According to Peter, SCW is a boon for network administrators. "It's much easier to use than Security Configuration Editor (SCE)," he says. "What's great about SCW is that it helps you identify services that aren't required, which until now has been kind of a hit-or-miss undertaking. SCW checks service dependencies and tells you whether anything (e.g., an application or service) is dependent on this service, or whether the service is dependent on anything else," says Peter.

If you need more information about a particular service, you can find it in SCW's built-in knowledge base, an XML file that contains descriptions of the various services. "Because the knowledge base is in XML format, it's extendable, so we can customize it for the third-party applications we use," Peter says.

Another SCW plus is that you can use it to preconfigure services and even Windows Firewall on a Windows 2003 server. "SCW does a good job of analyzing what's currently running on the machine," says Peter. Administrators, he says, can use this knowledge to decide what services should run on a server and then configure the server accordingly via SCW, instead of using a security template or Group Policy Objects (GPOs) to set policies. "I'd like to see Microsoft offer this capability on the client side as well."

Performance Boost
Running SCW provided an unexpected performance benefit for several of the SP1 servers. "We found that, in some cases, memory and CPU utilization actually went down because we were shutting off so many unnecessary services," says Peter, who was able to stop five to 10 services on the various test servers. "Now, granted, because these are built-in services, you don't save a whole lot. But the point is, you save, and when you're trying to squeeze out as much performance as possible from your servers, that's definitely a plus," he says.

A Few "Gotchas"
Peter and his staff encountered several less-welcome surprises from the upgrade, although these gotchas were fairly easy to resolve. "Before the upgrade, we were distributing XP SP2 Windows Firewall settings via our default domain policy," says Peter. However, after IT had installed Windows 2003 SP1 on the first server and turned on the firewall on the server, something strange happened. "The first server that we put the firewall on sucked in all the firewall settings from Group Policy, which automatically blocked the server! It was available for remote administration, but all the services it provided were gone." he says. It turns out that a configured GPO setting related to remote administration was effectively blocking services for the rest of the network. At the time the GPO was configured, IT didn't anticipate adding a Windows-server­based firewall. Solving the problem simply required creating separate firewall settings for servers through a different GPO.

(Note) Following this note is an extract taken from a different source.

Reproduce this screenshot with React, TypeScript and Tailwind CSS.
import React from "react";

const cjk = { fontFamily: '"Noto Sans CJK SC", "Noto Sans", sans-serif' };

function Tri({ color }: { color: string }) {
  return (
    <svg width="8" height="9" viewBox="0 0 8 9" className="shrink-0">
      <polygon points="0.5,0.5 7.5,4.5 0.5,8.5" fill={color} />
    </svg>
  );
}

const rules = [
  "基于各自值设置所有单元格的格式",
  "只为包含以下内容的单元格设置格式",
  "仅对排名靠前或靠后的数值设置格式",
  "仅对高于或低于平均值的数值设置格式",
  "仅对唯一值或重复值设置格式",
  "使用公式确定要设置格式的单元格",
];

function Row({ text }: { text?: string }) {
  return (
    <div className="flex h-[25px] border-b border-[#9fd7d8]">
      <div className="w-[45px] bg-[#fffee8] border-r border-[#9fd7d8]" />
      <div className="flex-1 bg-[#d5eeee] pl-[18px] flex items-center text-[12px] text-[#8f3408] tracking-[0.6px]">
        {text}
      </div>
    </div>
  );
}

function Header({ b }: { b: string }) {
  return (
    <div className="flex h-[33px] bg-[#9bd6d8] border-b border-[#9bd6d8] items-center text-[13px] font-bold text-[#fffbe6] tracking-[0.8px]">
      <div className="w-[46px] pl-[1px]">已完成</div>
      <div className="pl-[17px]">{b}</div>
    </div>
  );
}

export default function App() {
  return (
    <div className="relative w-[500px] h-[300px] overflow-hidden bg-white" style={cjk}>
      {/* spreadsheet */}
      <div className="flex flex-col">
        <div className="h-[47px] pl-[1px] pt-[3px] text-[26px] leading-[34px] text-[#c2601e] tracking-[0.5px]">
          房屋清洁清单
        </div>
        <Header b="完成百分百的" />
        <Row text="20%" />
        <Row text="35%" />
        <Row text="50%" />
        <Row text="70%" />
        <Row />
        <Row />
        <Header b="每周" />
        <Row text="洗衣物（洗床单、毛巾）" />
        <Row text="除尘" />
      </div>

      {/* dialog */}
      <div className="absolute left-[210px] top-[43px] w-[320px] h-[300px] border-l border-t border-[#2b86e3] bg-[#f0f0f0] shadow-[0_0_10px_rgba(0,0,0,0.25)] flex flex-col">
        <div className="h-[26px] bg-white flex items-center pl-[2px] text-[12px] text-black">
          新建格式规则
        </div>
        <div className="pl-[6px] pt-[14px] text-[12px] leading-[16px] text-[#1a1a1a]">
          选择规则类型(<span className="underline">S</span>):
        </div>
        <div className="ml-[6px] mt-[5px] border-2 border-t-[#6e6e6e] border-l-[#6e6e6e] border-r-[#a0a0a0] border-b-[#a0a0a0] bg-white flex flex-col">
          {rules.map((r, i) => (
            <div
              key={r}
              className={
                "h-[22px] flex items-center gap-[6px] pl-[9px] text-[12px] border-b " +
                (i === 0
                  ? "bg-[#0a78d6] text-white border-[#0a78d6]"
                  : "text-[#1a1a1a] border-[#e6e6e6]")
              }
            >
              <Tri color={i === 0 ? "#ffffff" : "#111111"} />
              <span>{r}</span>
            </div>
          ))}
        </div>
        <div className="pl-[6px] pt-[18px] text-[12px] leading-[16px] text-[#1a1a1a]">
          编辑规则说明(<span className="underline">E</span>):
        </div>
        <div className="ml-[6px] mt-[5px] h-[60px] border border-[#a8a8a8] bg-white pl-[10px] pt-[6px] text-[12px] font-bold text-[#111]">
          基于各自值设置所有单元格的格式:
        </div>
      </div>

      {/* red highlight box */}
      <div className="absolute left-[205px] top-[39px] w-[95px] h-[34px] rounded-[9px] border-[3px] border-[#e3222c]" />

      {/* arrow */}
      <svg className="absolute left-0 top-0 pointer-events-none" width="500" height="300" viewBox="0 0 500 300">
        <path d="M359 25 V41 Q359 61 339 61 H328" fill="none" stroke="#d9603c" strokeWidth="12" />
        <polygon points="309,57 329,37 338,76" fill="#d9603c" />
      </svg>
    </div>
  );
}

The second gotcha is really more of a constraint imposed by SP1 security. As you might expect, you can roll back any setting that you configure through SCW. However, says Peter, "If you export a configuration so it can be pushed out through Group Policy, you can't automatically roll back to a previous configuration setting."

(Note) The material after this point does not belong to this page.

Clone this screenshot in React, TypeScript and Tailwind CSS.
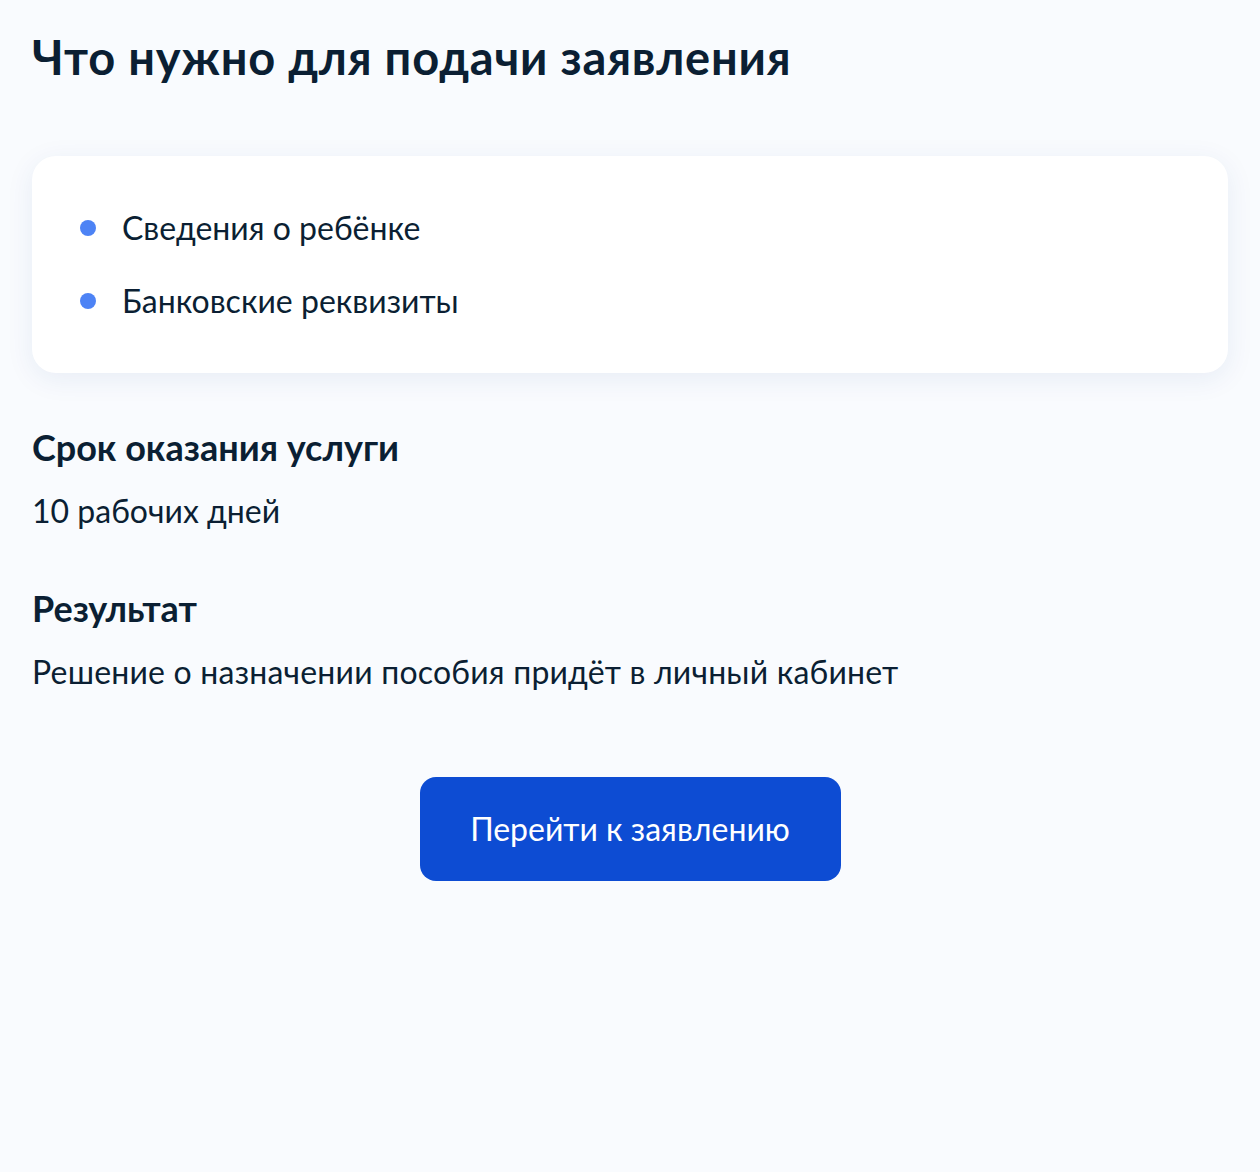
import React from "react";

export default function App() {
  return (
    <div className="min-h-[1172px] w-full bg-[#f9fbfe] px-8 pt-[29px] text-[#0b1f33] [font-family:Lato,'Noto_Sans',sans-serif]">
      <h1 className="text-[47px] font-bold leading-[56px] tracking-[0.8px]">Что нужно для подачи заявления</h1>

      <div className="mt-[71px] rounded-[24px] bg-white pl-12 py-[52px] shadow-[0_6px_28px_rgba(30,60,140,0.08)]">
        <ul className="flex flex-col gap-[33px]">
          <li className="flex items-center gap-[26px] text-[32px] leading-[40px]">
            <span className="h-4 w-4 shrink-0 rounded-full bg-[#4d83f5]" />
            <span>Сведения о ребёнке</span>
          </li>
          <li className="flex items-center gap-[26px] text-[32px] leading-[40px]">
            <span className="h-4 w-4 shrink-0 rounded-full bg-[#4d83f5]" />
            <span>Банковские реквизиты</span>
          </li>
        </ul>
      </div>

      <h2 className="mt-[52px] text-[36px] font-bold leading-[44px]">Срок оказания услуги</h2>
      <p className="mt-[22px] text-[32px] leading-[40px]">10 рабочих дней</p>

      <h2 className="mt-[55px] text-[36px] font-bold leading-[44px]">Результат</h2>
      <p className="mt-[22px] text-[32px] leading-[40px] tracking-[0.2px]">Решение о назначении пособия придёт в личный кабинет</p>

      <div className="mt-[85px] flex justify-center">
        <button className="flex h-[104px] w-[421px] items-center justify-center rounded-[16px] bg-[#0d4cd3] text-[32px] text-white">
          Перейти к заявлению
        </button>
      </div>
    </div>
  );
}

Finally, Peter discovered an SMS-specific gotcha: SP1 makes changes to Distributed COM (DCOM), such as creating a new local DCOM group on the SMS server. "When we deployed SP1 to our SMS 2003 server, the SMS Administration Console could no longer connect to the server because the SMS administrators hadn't yet been added to the newly created local Distributed COM Users group," he says. "Other applications might also be affected, but we haven't found any yet. We're looking at the new DCOM security settings because they might affect new and existing applications."

Wish List
Of course, there are a few features that Peter would like to see in the SP1 release. "We're hoping that File Replication Service (FRS) version 2 will be an improvement over FRS version 1," he says. He especially would like Microsoft to add support for print services to FRS and Dfs. He also hopes that the new GPO wireless-networking settings in SP1 will make it easier for the city to provide secure wireless services to its employees.

Overall, Peter and the IT staff are satisfied with the improvements they've seen in SP1 and look forward to the final release. "There's a lot of nice new functionality, especially securitywise," he says. "The gotchas are basically the result of improved security, and we can live with that."